What you have to do: Show every line that has the string "with" in it.

Material:
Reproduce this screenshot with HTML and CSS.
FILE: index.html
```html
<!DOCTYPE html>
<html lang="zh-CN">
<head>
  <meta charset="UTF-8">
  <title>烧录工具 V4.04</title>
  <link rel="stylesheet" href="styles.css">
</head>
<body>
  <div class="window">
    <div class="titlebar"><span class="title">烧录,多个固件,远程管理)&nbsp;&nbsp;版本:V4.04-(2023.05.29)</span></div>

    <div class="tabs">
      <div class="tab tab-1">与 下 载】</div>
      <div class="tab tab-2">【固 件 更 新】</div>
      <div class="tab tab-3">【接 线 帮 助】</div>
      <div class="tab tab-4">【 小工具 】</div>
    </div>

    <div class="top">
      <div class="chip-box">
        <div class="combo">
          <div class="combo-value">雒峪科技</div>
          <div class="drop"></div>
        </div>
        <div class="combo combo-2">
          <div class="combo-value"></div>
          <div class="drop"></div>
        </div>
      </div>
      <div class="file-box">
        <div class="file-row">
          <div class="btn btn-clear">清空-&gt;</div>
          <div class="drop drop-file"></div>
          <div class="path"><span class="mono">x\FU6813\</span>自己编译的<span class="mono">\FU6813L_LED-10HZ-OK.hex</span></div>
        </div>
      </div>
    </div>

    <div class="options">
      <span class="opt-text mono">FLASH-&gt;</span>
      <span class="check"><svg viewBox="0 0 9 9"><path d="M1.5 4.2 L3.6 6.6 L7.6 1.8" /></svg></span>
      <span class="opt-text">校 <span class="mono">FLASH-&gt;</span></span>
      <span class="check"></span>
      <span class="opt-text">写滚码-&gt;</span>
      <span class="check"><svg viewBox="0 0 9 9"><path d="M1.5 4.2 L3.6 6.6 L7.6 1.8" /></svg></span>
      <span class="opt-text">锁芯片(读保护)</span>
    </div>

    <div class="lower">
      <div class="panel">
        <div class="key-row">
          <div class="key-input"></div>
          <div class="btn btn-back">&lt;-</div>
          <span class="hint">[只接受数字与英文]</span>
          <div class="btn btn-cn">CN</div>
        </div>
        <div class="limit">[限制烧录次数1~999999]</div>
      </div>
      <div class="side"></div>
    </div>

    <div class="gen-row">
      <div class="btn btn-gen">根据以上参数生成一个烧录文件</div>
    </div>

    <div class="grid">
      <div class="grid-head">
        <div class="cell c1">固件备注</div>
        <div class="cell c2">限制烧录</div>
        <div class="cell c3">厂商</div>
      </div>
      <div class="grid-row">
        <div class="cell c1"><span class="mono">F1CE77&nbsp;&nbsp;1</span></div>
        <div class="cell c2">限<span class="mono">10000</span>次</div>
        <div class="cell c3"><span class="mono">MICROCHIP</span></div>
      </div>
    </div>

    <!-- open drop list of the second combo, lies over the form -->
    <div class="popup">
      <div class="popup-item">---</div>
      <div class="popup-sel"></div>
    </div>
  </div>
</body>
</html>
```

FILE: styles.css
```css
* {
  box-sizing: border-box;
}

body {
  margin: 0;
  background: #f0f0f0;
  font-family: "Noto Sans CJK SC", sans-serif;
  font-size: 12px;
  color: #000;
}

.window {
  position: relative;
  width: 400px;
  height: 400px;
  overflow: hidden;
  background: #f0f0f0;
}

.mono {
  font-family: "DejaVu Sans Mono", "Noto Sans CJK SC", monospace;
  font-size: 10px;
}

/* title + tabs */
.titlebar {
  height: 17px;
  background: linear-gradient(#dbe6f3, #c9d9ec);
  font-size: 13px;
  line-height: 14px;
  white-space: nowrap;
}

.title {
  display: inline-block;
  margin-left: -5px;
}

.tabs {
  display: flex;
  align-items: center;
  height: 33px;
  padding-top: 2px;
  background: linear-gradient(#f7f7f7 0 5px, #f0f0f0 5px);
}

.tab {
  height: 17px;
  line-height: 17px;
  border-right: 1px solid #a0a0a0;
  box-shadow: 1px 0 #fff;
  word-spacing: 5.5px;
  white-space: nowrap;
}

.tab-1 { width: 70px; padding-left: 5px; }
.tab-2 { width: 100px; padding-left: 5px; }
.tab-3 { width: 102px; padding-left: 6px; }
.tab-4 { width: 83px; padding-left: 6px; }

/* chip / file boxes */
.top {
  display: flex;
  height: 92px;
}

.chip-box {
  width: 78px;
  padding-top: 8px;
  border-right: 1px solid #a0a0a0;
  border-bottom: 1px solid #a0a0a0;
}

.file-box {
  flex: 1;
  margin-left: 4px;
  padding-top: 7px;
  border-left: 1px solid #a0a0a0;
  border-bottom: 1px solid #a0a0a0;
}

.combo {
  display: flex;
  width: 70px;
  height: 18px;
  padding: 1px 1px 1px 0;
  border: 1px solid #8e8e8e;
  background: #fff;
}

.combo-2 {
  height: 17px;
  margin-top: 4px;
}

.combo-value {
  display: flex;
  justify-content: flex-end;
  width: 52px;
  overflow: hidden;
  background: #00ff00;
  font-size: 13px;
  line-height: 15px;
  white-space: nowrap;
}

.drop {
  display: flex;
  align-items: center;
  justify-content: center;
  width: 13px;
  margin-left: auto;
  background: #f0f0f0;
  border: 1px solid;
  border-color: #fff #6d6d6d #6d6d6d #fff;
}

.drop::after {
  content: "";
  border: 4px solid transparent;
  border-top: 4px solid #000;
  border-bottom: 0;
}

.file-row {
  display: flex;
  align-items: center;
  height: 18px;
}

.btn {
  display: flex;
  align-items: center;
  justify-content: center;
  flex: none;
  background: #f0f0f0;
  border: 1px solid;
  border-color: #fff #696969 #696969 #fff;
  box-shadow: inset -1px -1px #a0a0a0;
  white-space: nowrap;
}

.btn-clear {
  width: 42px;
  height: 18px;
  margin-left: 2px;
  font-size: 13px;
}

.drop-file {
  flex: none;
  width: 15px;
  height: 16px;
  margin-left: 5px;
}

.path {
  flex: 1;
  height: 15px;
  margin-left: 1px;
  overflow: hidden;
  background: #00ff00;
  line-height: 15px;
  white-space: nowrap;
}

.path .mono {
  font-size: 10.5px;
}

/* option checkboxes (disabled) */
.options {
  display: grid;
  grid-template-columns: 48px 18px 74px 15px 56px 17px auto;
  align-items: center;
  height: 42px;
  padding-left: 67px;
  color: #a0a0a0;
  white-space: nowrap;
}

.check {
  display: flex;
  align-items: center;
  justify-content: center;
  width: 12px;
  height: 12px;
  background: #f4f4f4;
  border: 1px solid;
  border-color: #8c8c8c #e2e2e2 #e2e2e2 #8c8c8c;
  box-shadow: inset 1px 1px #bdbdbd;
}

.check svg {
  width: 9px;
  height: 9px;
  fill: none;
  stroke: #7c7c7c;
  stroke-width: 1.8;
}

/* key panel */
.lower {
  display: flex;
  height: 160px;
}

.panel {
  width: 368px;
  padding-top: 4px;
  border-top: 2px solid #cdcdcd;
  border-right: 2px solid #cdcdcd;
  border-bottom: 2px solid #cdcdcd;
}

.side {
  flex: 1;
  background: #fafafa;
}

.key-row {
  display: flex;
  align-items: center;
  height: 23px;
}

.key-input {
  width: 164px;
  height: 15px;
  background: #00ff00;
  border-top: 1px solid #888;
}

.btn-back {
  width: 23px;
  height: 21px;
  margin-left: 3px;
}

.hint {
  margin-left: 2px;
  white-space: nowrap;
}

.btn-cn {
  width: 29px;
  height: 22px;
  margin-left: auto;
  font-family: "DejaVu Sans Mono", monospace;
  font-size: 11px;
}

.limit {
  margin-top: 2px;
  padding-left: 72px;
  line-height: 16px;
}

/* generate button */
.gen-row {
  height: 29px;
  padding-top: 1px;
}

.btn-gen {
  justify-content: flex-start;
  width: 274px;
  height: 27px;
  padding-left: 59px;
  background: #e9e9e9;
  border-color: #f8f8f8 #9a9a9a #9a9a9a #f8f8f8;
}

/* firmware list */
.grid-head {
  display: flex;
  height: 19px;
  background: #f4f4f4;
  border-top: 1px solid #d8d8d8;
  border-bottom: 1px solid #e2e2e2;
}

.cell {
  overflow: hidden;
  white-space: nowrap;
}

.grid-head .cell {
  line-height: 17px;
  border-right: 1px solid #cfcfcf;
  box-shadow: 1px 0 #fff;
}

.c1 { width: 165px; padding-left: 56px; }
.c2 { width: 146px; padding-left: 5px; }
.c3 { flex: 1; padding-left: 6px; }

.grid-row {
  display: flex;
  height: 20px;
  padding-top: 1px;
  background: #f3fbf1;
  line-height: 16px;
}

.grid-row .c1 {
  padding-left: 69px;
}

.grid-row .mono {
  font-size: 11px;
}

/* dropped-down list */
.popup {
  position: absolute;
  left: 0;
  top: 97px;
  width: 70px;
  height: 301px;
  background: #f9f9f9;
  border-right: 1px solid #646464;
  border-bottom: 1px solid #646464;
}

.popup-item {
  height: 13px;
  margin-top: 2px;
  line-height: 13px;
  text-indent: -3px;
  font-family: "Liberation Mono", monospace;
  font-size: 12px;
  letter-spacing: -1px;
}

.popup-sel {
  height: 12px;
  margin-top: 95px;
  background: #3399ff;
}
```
==
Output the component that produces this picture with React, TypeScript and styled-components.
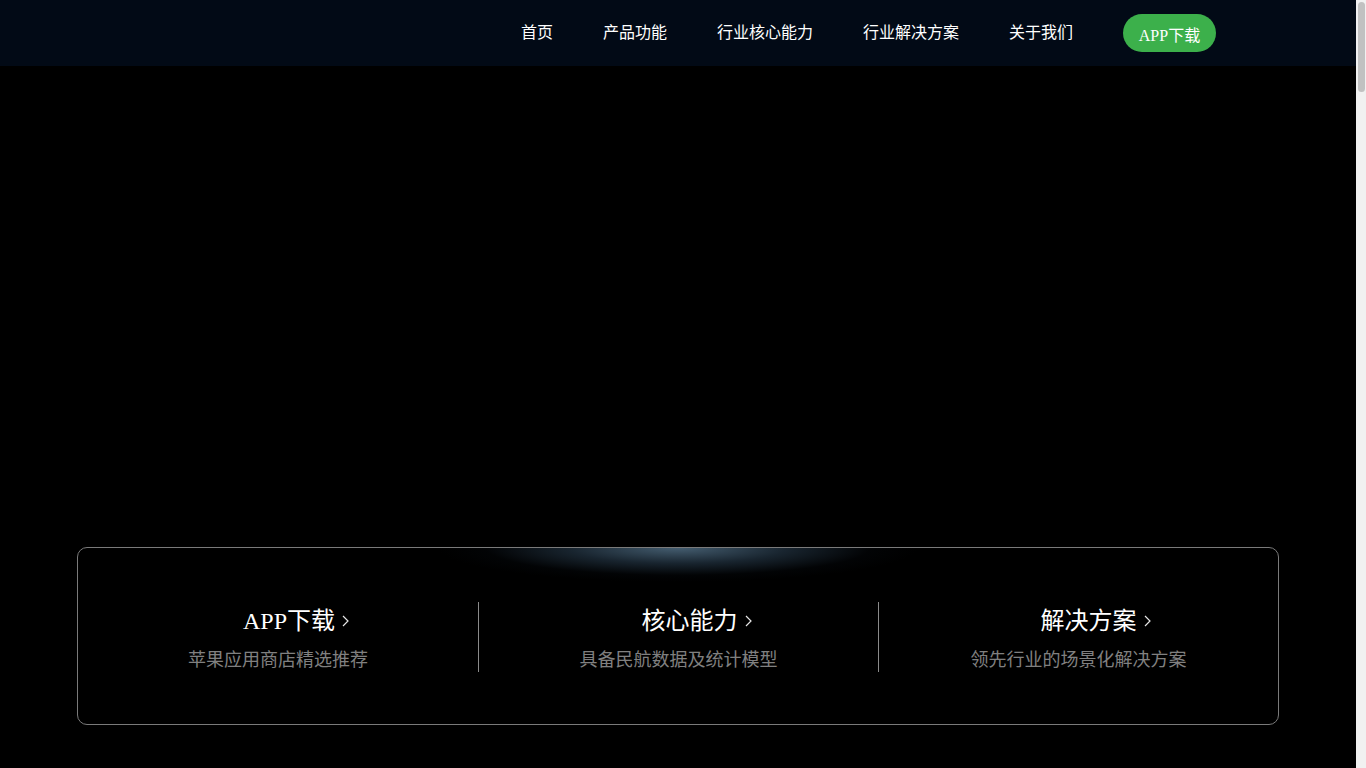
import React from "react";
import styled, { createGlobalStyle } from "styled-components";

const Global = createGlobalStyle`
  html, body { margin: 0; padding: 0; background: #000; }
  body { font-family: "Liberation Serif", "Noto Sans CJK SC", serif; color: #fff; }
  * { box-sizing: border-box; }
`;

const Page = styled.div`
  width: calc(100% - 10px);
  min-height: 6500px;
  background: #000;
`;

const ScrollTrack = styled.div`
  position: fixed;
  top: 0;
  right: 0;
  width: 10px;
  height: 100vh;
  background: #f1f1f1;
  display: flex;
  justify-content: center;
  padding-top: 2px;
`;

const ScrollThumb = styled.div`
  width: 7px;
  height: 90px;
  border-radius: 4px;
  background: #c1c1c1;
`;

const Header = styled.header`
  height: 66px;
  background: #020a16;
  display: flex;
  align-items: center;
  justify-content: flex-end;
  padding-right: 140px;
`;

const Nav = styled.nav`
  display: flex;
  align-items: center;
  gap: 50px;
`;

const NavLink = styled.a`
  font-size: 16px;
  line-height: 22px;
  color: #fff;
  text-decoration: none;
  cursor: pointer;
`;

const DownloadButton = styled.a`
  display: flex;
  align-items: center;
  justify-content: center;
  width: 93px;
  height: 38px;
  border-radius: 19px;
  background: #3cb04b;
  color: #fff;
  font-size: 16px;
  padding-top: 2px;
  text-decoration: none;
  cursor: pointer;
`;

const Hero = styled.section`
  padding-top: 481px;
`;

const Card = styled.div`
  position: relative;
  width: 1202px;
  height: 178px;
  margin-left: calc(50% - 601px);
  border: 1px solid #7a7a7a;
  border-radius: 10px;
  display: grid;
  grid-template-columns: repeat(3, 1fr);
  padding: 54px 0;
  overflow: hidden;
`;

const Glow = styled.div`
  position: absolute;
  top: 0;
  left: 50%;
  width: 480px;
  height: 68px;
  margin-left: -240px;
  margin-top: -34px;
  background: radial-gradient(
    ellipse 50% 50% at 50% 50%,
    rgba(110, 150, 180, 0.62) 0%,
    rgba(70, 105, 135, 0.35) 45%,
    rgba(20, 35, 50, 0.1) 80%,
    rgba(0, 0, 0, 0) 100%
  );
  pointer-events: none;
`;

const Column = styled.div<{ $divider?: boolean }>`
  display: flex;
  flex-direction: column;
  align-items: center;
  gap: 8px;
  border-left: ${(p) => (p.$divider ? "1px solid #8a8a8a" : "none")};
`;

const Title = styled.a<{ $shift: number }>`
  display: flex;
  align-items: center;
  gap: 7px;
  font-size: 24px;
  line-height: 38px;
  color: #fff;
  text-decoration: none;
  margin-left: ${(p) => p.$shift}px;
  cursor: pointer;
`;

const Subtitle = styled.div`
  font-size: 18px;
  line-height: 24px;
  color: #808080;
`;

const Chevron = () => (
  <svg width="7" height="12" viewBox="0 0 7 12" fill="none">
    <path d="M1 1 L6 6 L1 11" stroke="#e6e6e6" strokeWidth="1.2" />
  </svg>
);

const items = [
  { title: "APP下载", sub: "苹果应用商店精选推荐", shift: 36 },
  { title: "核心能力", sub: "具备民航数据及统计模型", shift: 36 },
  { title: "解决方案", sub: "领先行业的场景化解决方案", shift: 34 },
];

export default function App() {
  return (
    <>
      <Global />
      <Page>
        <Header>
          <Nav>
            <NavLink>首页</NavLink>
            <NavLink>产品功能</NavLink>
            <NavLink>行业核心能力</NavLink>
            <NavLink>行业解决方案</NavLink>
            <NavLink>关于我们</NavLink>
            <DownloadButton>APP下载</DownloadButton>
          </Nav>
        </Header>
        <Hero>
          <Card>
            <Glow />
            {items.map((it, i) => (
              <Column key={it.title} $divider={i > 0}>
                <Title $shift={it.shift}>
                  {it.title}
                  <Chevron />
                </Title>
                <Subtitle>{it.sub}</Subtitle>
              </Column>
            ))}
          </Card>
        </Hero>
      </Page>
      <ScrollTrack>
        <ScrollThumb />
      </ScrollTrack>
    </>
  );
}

Answer for this exercise:
Reproduce this screenshot with HTML and CSS.
Output the component that produces this picture with React, TypeScript and styled-components.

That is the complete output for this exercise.